#### PROBLEM REQUIREMENTS:
Write out the full listing exactly as given, minus the images.

:: DATASET EXTRACT

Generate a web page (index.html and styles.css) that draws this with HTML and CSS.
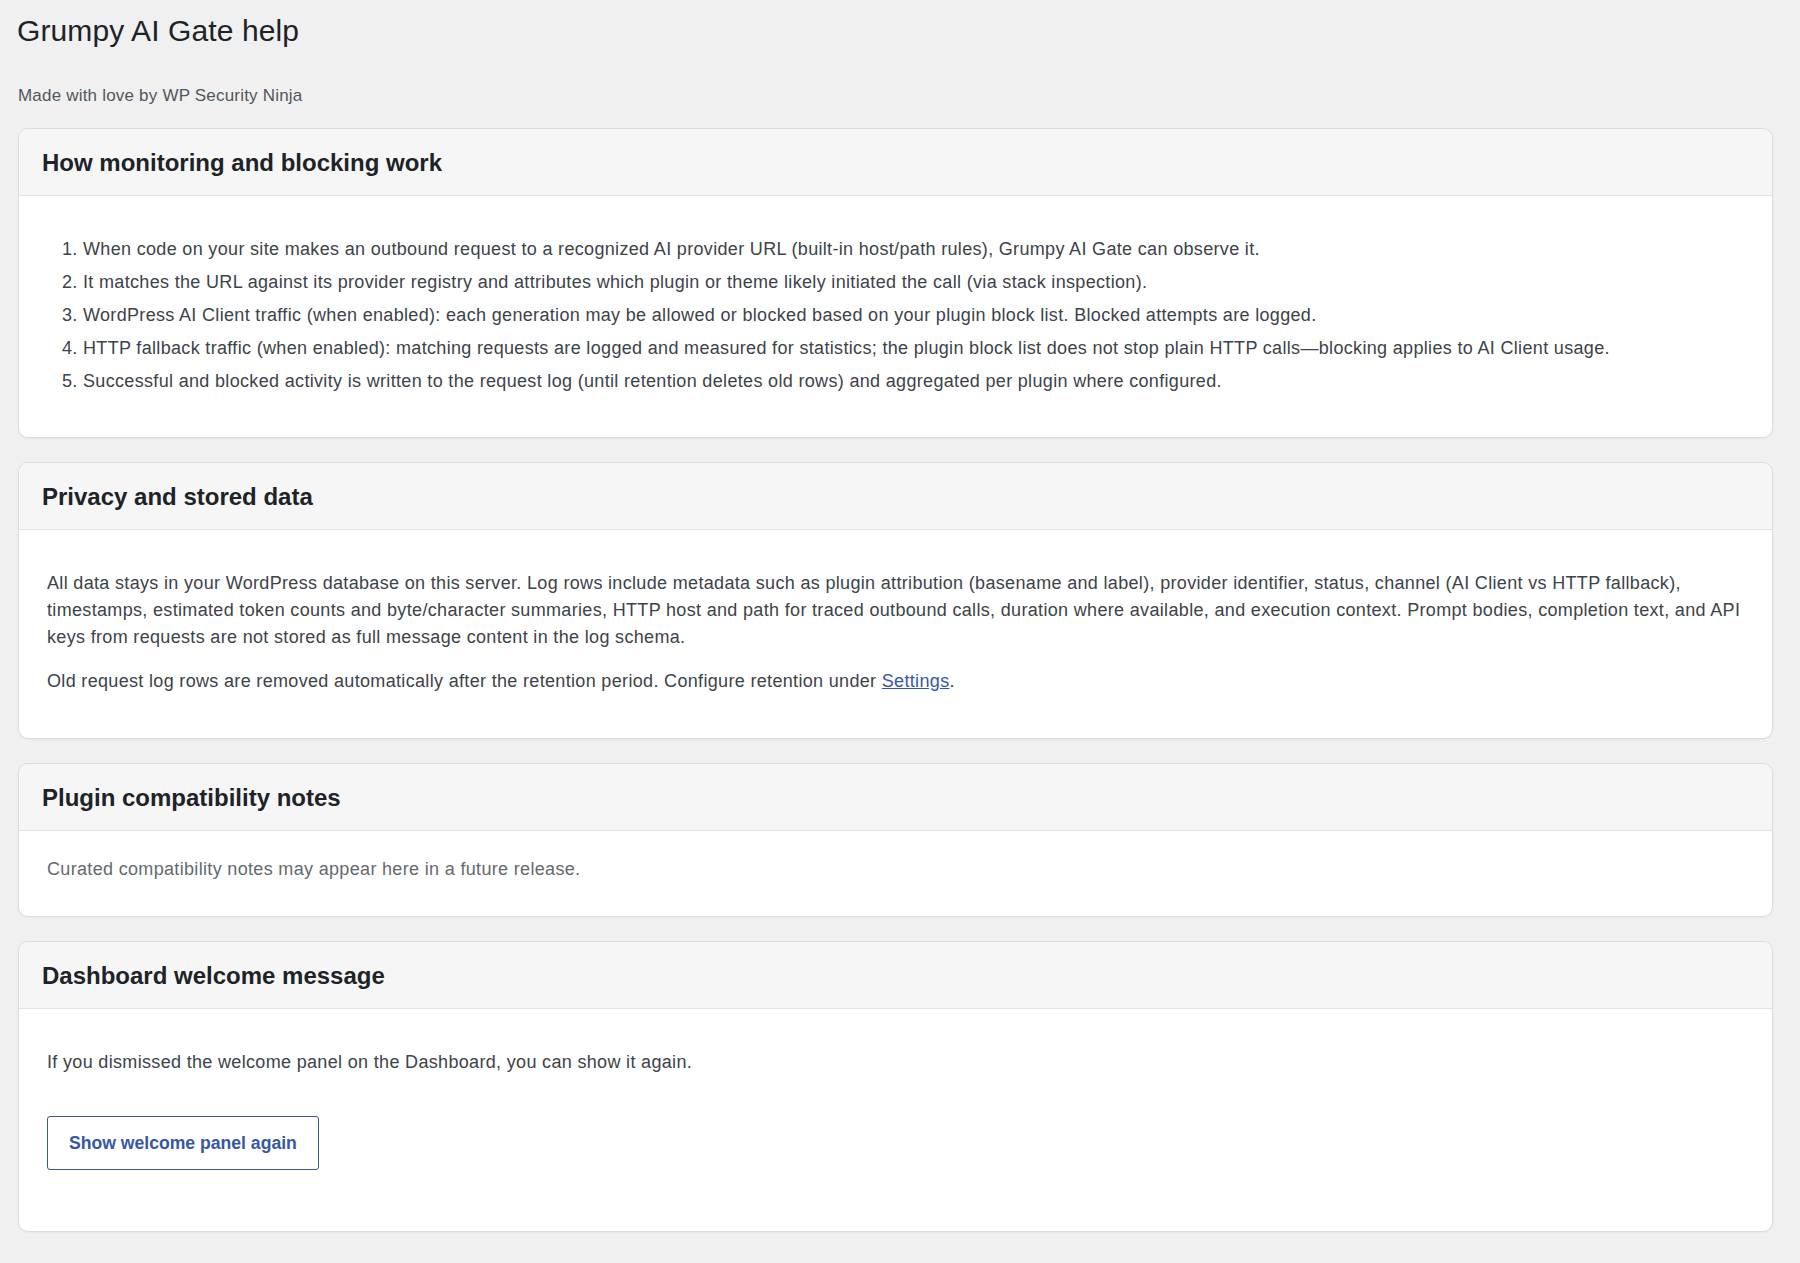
FILE: index.html
```html
<!DOCTYPE html>
<html lang="en">
<head>
    <meta charset="UTF-8">
    <meta name="viewport" content="width=device-width, initial-scale=1.0">
    <title>Grumpy AI Gate help</title>
    <link rel="stylesheet" href="styles.css">
</head>
<body>
    <div class="wrap">
        <h1>Grumpy AI Gate help</h1>
        <p class="byline">Made with love by WP Security Ninja</p>

        <!-- How it works -->
        <div class="card">
            <div class="card-header"><h2>How monitoring and blocking work</h2></div>
            <div class="card-body">
                <ol>
                    <li>When code on your site makes an outbound request to a recognized AI provider URL (built-in host/path rules), Grumpy AI Gate can observe it.</li>
                    <li>It matches the URL against its provider registry and attributes which plugin or theme likely initiated the call (via stack inspection).</li>
                    <li>WordPress AI Client traffic (when enabled): each generation may be allowed or blocked based on your plugin block list. Blocked attempts are logged.</li>
                    <li>HTTP fallback traffic (when enabled): matching requests are logged and measured for statistics; the plugin block list does not stop plain HTTP calls&mdash;blocking applies to AI Client usage.</li>
                    <li>Successful and blocked activity is written to the request log (until retention deletes old rows) and aggregated per plugin where configured.</li>
                </ol>
            </div>
        </div>

        <!-- Privacy -->
        <div class="card">
            <div class="card-header"><h2>Privacy and stored data</h2></div>
            <div class="card-body">
                <p>All data stays in your WordPress database on this server. Log rows include metadata such as plugin attribution (basename and label), provider identifier, status, channel (AI Client vs HTTP fallback), timestamps, estimated token counts and byte/character summaries, HTTP host and path for traced outbound calls, duration where available, and execution context. Prompt bodies, completion text, and API keys from requests are not stored as full message content in the log schema.</p>
                <p>Old request log rows are removed automatically after the retention period. Configure retention under <a href="#">Settings</a>.</p>
            </div>
        </div>

        <!-- Compatibility -->
        <div class="card">
            <div class="card-header"><h2>Plugin compatibility notes</h2></div>
            <div class="card-body compact">
                <p class="description">Curated compatibility notes may appear here in a future release.</p>
            </div>
        </div>

        <!-- Welcome panel -->
        <div class="card">
            <div class="card-header"><h2>Dashboard welcome message</h2></div>
            <div class="card-body">
                <p>If you dismissed the welcome panel on the Dashboard, you can show it again.</p>
                <div class="card-actions">
                    <button class="button" type="button">Show welcome panel again</button>
                </div>
            </div>
        </div>
    </div>
</body>
</html>
```

FILE: styles.css
```css
body { margin: 0; background: #f0f0f1; color: #3c434a; font-family: "Liberation Sans", Arial, sans-serif; font-size: 18px; line-height: 27px; }
.wrap { margin: 0 27px 0 18px; padding-bottom: 30px; }

h1 { margin: 11px 0 0 -1px; font-size: 30px; line-height: 39px; font-weight: 400; color: #1d2327; letter-spacing: 0.1px; }
.byline { margin: 33px 0 20px; font-size: 17px; line-height: 25px; color: #50575e; letter-spacing: 0.2px; }

.card { background: #fff; border: 1px solid #dcdcde; border-radius: 10px; box-shadow: 0 1px 2px rgba(0, 0, 0, 0.04); margin-bottom: 24px; overflow: hidden; }
.card-header { background: #f6f6f7; border-bottom: 1px solid #e2e3e5; padding: 19px 23px 17px; }
.card-header h2 { margin: 0; font-size: 24px; line-height: 30px; font-weight: 700; color: #1d2327; }
.card-body { padding: 23px 22px 26px 28px; letter-spacing: 0.33px; }
.card-body p { margin: 17px 0; }
.card-body ol { margin: 17px 0 16px; padding-left: 36px; }
.card-body li { margin-bottom: 6px; }
.card-body.compact { padding: 25px 22px 33px 28px; }
.card-body.compact p { margin: 0; }
.description { color: #646970; }

a { color: #3558a6; text-decoration: underline; }

.card-actions { margin: 40px 0 35px; }
.button { font-family: inherit; font-size: 17.6px; font-weight: 700; color: #3558a6; background: #fff; border: 1px solid #3f5687; border-radius: 3px; height: 54px; padding: 0 21px; cursor: pointer; }
```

::::

#### ANSWER TO THIS PROBLEM:
Generate a web page (index.html and styles.css) that draws this with HTML and CSS.
FILE: index.html
```html
<!DOCTYPE html>
<html lang="en">
<head>
    <meta charset="UTF-8">
    <meta name="viewport" content="width=device-width, initial-scale=1.0">
    <title>Grumpy AI Gate help</title>
    <link rel="stylesheet" href="styles.css">
</head>
<body>
    <div class="wrap">
        <h1>Grumpy AI Gate help</h1>
        <p class="byline">Made with love by WP Security Ninja</p>

        <!-- How it works -->
        <div class="card">
            <div class="card-header"><h2>How monitoring and blocking work</h2></div>
            <div class="card-body">
                <ol>
                    <li>When code on your site makes an outbound request to a recognized AI provider URL (built-in host/path rules), Grumpy AI Gate can observe it.</li>
                    <li>It matches the URL against its provider registry and attributes which plugin or theme likely initiated the call (via stack inspection).</li>
                    <li>WordPress AI Client traffic (when enabled): each generation may be allowed or blocked based on your plugin block list. Blocked attempts are logged.</li>
                    <li>HTTP fallback traffic (when enabled): matching requests are logged and measured for statistics; the plugin block list does not stop plain HTTP calls&mdash;blocking applies to AI Client usage.</li>
                    <li>Successful and blocked activity is written to the request log (until retention deletes old rows) and aggregated per plugin where configured.</li>
                </ol>
            </div>
        </div>

        <!-- Privacy -->
        <div class="card">
            <div class="card-header"><h2>Privacy and stored data</h2></div>
            <div class="card-body">
                <p>All data stays in your WordPress database on this server. Log rows include metadata such as plugin attribution (basename and label), provider identifier, status, channel (AI Client vs HTTP fallback), timestamps, estimated token counts and byte/character summaries, HTTP host and path for traced outbound calls, duration where available, and execution context. Prompt bodies, completion text, and API keys from requests are not stored as full message content in the log schema.</p>
                <p>Old request log rows are removed automatically after the retention period. Configure retention under <a href="#">Settings</a>.</p>
            </div>
        </div>

        <!-- Compatibility -->
        <div class="card">
            <div class="card-header"><h2>Plugin compatibility notes</h2></div>
            <div class="card-body compact">
                <p class="description">Curated compatibility notes may appear here in a future release.</p>
            </div>
        </div>

        <!-- Welcome panel -->
        <div class="card">
            <div class="card-header"><h2>Dashboard welcome message</h2></div>
            <div class="card-body">
                <p>If you dismissed the welcome panel on the Dashboard, you can show it again.</p>
                <div class="card-actions">
                    <button class="button" type="button">Show welcome panel again</button>
                </div>
            </div>
        </div>
    </div>
</body>
</html>
```

FILE: styles.css
```css
body { margin: 0; background: #f0f0f1; color: #3c434a; font-family: "Liberation Sans", Arial, sans-serif; font-size: 18px; line-height: 27px; }
.wrap { margin: 0 27px 0 18px; padding-bottom: 30px; }

h1 { margin: 11px 0 0 -1px; font-size: 30px; line-height: 39px; font-weight: 400; color: #1d2327; letter-spacing: 0.1px; }
.byline { margin: 33px 0 20px; font-size: 17px; line-height: 25px; color: #50575e; letter-spacing: 0.2px; }

.card { background: #fff; border: 1px solid #dcdcde; border-radius: 10px; box-shadow: 0 1px 2px rgba(0, 0, 0, 0.04); margin-bottom: 24px; overflow: hidden; }
.card-header { background: #f6f6f7; border-bottom: 1px solid #e2e3e5; padding: 19px 23px 17px; }
.card-header h2 { margin: 0; font-size: 24px; line-height: 30px; font-weight: 700; color: #1d2327; }
.card-body { padding: 23px 22px 26px 28px; letter-spacing: 0.33px; }
.card-body p { margin: 17px 0; }
.card-body ol { margin: 17px 0 16px; padding-left: 36px; }
.card-body li { margin-bottom: 6px; }
.card-body.compact { padding: 25px 22px 33px 28px; }
.card-body.compact p { margin: 0; }
.description { color: #646970; }

a { color: #3558a6; text-decoration: underline; }

.card-actions { margin: 40px 0 35px; }
.button { font-family: inherit; font-size: 17.6px; font-weight: 700; color: #3558a6; background: #fff; border: 1px solid #3f5687; border-radius: 3px; height: 54px; padding: 0 21px; cursor: pointer; }
```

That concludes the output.